Knowing the call graph, combined with other analyses, is a way of being aware of what part of the code runs the most often. Most of the time you can sense it, but you don’t always know fore sure, and often, less than 20% of the code mobilizes 80% of the CPU. By acknowledging the most-executed parts of the code, we can draw the developer’s attention on specific optimizations doable on critical portions of the code.

It works just the same to save memory, you have to use the variables you declare in a smarter way. By retrieving declarations and the links with their use you become capable of indicating how to optimize memory usage.

Let’s pick an easy example to illustrate what we just saw, the helloworld of pattern recognition. Often, in java, we observe loops simply iterating a chart, verifying the index is strictly inferior to the chart one. This example has room for improvement; indeed, using the .size() method is costly and could be “cached” in a variable.

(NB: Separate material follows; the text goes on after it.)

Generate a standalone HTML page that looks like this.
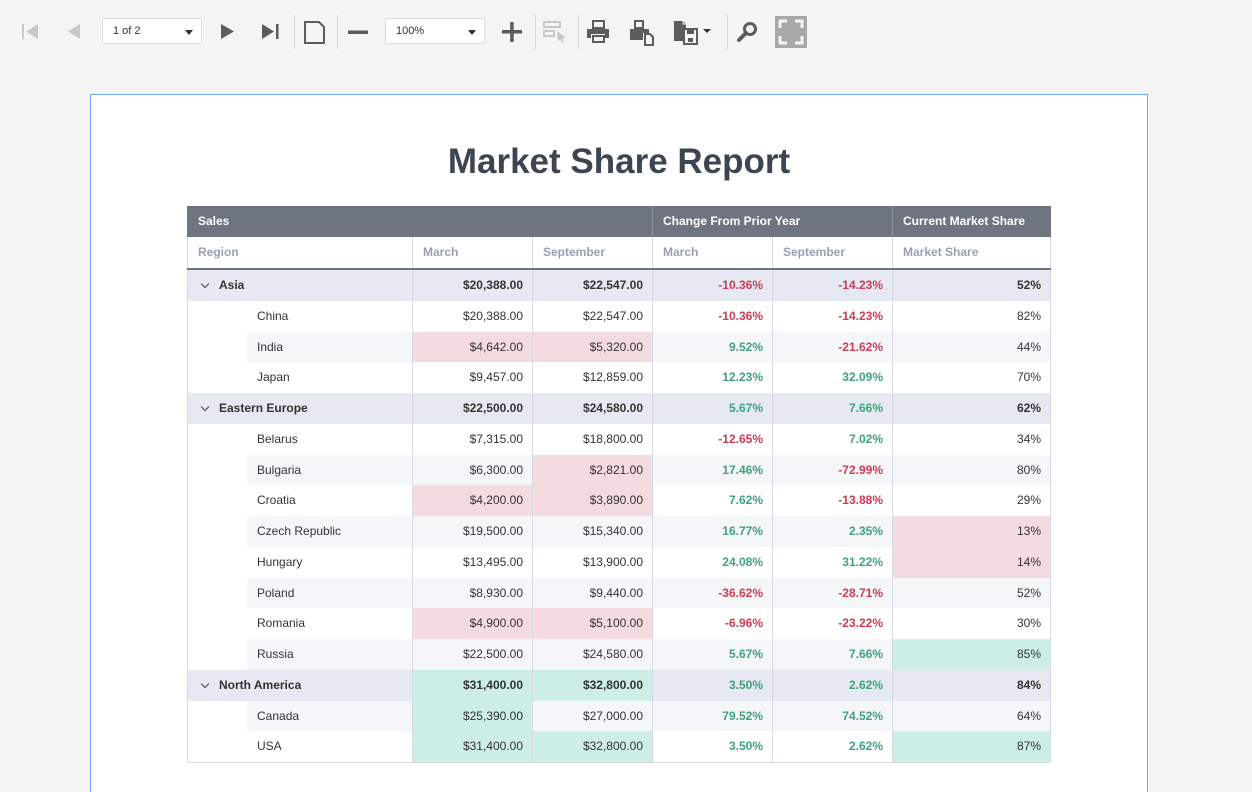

for(int i=0; i < feeds.size(); i++) {
    feedIds[i] = feeds.get(i).getId();
}

Here is its graph representation:

The cypher language we were mentionning earlier allows us to detect this type of code:

“`match (n:LoopStatement) where n.loopType = “ForStatementJava” with n match (n)-[:vExpression]->(i:InfixExpression)-[vRightOperand]->(m:MethodInvocation) where m.methodName = “size” return n;

Basically, we ask it to find a classic “for” in Java with a call for size() method in the “for” updater.

Conclusion

Representation in editable graph form provides a better flexibility for the code analysis. It permits to analyze the code with a chosen level of complexity in the anlysis; it also constantly improves the quality of the code analysis. Thanks to the simplicity, power and intuitiveness of GREENSPECTOR, Cypher query language was adopted very quickly and the skill improvement heppenned fast! Now, our rules are way more coherent with way less false-positives. But it’s your turn to check it out and launch a code analysis with GREENSPECTOR! We, on the other hand, still have to explore all this architecture’s possibilities, which will allow us to realize analyzes of an even higher level (soon!).